>> BEGIN

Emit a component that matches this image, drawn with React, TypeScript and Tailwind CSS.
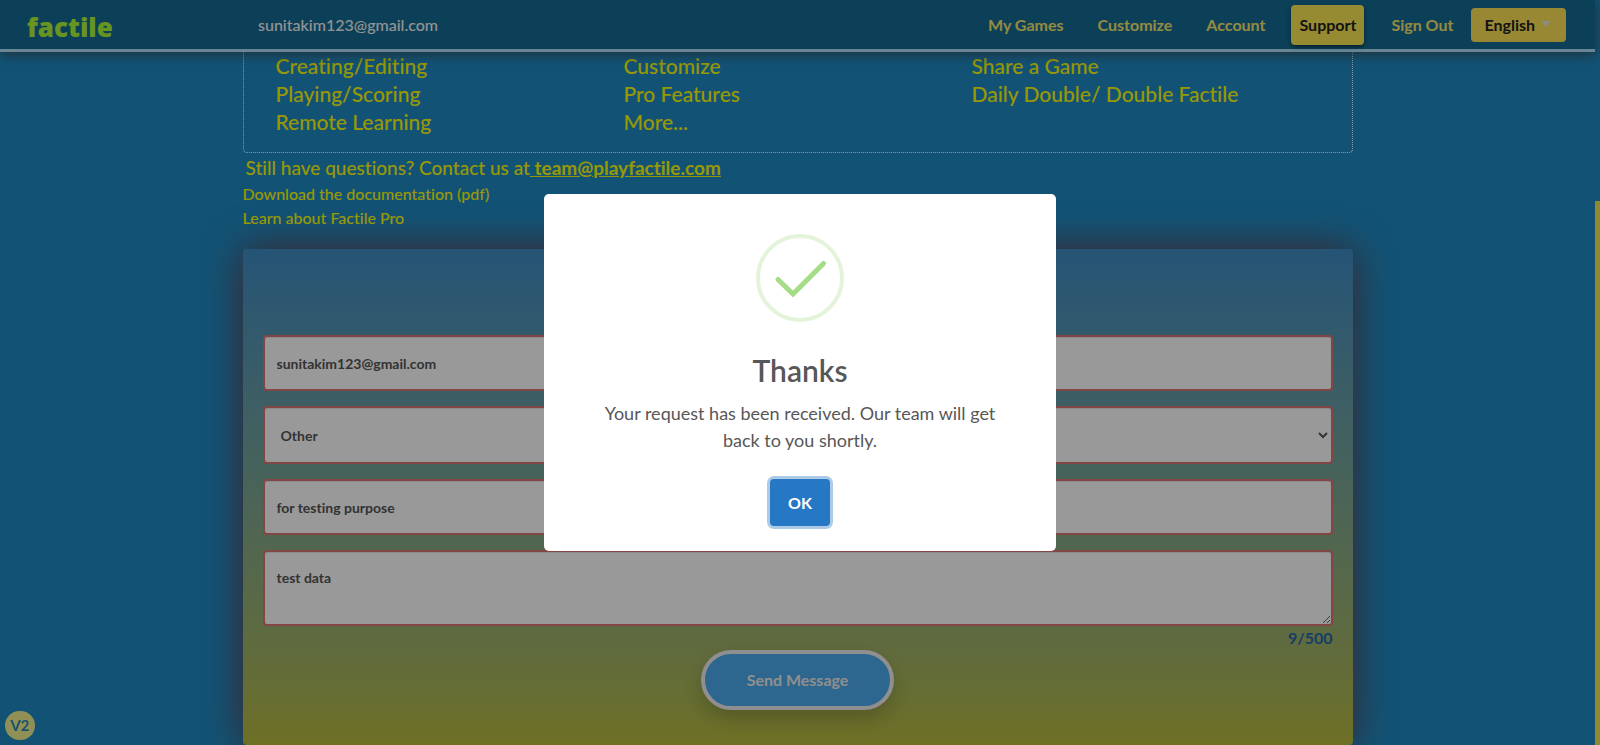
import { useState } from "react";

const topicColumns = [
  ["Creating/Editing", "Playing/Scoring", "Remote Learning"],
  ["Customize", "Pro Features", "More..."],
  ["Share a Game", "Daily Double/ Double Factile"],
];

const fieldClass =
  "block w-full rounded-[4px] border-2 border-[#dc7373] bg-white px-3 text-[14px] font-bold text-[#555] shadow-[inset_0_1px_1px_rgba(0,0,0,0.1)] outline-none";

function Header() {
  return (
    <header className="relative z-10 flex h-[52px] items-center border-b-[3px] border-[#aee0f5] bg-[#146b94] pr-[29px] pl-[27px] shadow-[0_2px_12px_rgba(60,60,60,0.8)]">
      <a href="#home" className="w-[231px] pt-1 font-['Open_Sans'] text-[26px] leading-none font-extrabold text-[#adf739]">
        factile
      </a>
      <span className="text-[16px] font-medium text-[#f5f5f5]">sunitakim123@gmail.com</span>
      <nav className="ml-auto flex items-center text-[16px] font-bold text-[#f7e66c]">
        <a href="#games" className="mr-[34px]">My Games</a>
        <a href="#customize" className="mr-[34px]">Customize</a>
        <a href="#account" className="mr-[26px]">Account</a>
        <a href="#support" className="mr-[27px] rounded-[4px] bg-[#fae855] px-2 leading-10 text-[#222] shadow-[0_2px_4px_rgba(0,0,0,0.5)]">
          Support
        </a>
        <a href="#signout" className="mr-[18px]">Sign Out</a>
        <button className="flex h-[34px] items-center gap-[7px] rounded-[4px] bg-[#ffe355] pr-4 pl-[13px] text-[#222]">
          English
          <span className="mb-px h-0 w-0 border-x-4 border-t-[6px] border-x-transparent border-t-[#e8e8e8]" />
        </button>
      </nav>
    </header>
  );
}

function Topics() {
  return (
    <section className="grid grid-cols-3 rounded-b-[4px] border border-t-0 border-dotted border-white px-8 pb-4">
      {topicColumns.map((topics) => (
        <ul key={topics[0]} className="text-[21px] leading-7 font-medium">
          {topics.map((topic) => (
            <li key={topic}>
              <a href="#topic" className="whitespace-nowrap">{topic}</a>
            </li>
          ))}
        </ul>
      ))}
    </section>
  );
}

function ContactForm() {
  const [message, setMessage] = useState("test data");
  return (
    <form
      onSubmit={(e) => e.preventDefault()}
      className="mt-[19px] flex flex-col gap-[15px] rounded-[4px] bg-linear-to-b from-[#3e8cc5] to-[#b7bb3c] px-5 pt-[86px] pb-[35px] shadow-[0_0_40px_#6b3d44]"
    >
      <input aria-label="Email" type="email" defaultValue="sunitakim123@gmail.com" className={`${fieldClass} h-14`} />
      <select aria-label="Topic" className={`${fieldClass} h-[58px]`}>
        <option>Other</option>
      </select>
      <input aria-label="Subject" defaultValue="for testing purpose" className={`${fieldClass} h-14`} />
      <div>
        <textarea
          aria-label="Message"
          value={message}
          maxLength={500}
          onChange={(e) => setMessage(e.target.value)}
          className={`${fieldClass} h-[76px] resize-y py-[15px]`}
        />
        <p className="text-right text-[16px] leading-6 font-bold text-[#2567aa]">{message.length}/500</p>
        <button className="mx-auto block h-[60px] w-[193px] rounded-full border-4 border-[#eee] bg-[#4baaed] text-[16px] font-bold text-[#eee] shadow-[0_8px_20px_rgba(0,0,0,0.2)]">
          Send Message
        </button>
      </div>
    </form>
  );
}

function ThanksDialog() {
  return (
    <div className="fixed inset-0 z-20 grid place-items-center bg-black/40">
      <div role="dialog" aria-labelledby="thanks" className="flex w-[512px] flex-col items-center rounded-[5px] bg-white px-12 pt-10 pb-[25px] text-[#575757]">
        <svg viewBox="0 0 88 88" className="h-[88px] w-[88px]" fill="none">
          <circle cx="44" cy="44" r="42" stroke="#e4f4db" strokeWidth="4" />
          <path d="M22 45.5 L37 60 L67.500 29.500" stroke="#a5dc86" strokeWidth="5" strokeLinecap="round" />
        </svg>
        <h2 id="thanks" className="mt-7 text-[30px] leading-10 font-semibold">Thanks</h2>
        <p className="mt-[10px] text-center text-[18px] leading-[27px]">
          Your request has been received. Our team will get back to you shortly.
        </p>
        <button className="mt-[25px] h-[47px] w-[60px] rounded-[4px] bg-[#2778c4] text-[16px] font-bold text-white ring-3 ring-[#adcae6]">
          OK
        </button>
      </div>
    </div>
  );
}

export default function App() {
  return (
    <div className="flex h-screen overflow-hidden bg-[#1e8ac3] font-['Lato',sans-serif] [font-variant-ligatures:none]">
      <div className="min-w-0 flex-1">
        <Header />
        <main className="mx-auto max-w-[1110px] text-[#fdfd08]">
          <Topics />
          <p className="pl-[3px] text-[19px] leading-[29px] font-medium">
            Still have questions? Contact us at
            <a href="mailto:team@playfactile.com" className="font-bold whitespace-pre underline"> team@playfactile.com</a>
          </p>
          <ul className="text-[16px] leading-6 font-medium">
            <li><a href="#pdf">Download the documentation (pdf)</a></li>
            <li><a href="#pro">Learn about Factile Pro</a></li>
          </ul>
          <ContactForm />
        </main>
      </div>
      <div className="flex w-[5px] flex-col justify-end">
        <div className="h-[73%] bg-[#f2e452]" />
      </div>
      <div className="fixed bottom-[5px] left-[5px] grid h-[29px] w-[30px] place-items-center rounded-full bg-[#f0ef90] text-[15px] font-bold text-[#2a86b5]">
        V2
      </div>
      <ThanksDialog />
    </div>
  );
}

>> END
>> BEGIN

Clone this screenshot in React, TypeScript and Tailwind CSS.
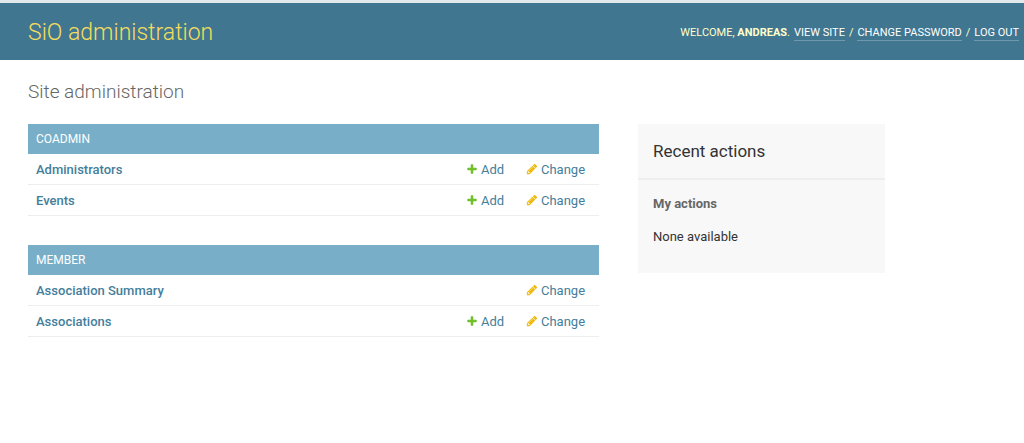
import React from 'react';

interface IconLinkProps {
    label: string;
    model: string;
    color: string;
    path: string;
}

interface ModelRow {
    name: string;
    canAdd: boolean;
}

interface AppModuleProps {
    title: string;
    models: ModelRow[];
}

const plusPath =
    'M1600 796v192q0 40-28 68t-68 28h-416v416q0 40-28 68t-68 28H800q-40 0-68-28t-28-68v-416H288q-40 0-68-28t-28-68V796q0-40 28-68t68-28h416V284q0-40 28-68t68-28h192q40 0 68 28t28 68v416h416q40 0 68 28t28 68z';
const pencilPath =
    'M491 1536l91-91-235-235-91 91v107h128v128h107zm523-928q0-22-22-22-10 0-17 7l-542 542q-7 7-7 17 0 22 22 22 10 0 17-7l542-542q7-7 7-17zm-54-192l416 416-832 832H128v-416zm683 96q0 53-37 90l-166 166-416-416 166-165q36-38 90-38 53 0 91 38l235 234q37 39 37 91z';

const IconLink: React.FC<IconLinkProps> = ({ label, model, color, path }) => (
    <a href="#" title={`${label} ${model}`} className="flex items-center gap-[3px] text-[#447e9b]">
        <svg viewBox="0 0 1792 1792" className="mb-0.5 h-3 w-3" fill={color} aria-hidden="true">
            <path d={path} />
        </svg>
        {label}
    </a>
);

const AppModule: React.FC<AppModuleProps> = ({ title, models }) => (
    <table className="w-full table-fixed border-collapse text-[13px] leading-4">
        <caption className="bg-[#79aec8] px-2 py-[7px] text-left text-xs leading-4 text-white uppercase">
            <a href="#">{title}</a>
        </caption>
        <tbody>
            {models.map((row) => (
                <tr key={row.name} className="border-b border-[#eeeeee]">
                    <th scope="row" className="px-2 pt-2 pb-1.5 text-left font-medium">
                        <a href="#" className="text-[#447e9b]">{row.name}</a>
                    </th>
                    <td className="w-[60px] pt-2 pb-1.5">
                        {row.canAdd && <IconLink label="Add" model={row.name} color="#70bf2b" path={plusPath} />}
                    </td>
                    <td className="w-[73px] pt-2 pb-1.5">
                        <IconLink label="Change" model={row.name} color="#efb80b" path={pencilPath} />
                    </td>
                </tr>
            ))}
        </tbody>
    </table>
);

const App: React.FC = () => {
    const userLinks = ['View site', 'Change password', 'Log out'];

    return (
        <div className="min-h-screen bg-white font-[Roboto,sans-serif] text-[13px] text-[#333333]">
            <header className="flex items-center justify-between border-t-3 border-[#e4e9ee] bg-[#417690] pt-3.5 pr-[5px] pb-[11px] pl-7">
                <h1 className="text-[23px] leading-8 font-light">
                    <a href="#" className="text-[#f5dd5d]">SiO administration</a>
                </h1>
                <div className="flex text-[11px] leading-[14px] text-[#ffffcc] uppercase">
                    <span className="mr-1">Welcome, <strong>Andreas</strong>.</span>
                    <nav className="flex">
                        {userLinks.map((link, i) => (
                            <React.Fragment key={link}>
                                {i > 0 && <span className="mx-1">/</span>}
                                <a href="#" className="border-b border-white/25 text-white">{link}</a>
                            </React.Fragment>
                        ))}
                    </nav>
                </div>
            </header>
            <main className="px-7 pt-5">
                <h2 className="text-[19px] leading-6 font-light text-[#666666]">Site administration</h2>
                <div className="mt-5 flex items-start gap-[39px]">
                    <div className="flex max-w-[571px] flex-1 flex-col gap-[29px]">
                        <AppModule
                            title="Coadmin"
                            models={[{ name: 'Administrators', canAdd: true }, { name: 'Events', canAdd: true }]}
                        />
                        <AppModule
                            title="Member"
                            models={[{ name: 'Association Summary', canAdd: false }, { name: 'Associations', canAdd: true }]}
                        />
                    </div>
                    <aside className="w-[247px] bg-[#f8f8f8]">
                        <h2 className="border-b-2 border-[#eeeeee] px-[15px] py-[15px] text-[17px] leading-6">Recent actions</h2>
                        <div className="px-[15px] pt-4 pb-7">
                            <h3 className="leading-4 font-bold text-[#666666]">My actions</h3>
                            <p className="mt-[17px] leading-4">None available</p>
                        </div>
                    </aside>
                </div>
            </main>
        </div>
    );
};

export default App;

>> END

→ Do this:
Keep the images out of the copy. Repeat word for word only the lines from the one containing "Emit a component" through the one containing "w-full rounded-[4px] border-2", both ends included.

→ Reply:
Emit a component that matches this image, drawn with React, TypeScript and Tailwind CSS.
import { useState } from "react";

const topicColumns = [
  ["Creating/Editing", "Playing/Scoring", "Remote Learning"],
  ["Customize", "Pro Features", "More..."],
  ["Share a Game", "Daily Double/ Double Factile"],
];

const fieldClass =
  "block w-full rounded-[4px] border-2 border-[#dc7373] bg-white px-3 text-[14px] font-bold text-[#555] shadow-[inset_0_1px_1px_rgba(0,0,0,0.1)] outline-none";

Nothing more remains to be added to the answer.